Keeping the windows up and the A/C on while on the highway cuts way down on wind resistance, thus burning less gas.
Drive more efficiently
It can be tempting to put the pedal to the metal when the light turns green but doing that can empty your gas tank quicker than you think.
Studies have shown that accelerating moderately and stopping gradually may cut gas consumption by as much as 35%. Some experts even suggest that, when a light turns green, you should take your foot off the brake, let the car get to its coasting speed on its own (if the vehicle has an automatic transmission), and then accelerate. It only takes a few extra seconds and could help you save gas.
Map it out
Technology has gotten to the point where it can help you save gas. Before you take a trip, use a map app or a mapping website to calculate the shortest and fastest route to your destination.

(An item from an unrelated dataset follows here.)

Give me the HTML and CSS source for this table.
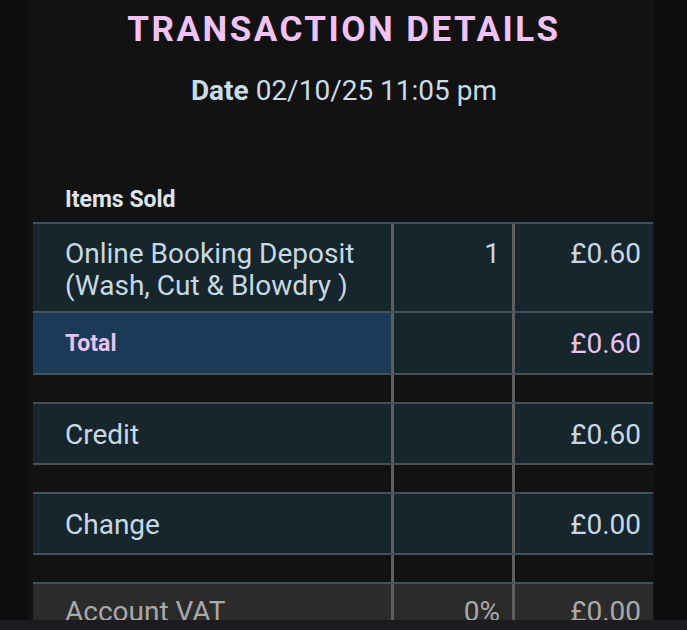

If you do it right before you leave, you can even check the traffic to see if you might get stuck. If traffic is heavy, you can adjust your route accordingly.
Be a frugal shopper
When looking for a place to fill up, be choosy. It is perfectly reasonable to look for a gas station with the lowest price. You don’t have to drive around to do it either.
Thanks to advances in technology, you can now use a smartphone to look up gas prices with cheap-gas-finding apps. If you don’t have a smartphone, there are quite a few websites that can help you find places to buy less expensive fuel.
Another thing to be on the lookout for is gas stations that charge you more to pay with a credit card than cash. Keep some cash on you or hit an ATM before filling up to avoid being charged more.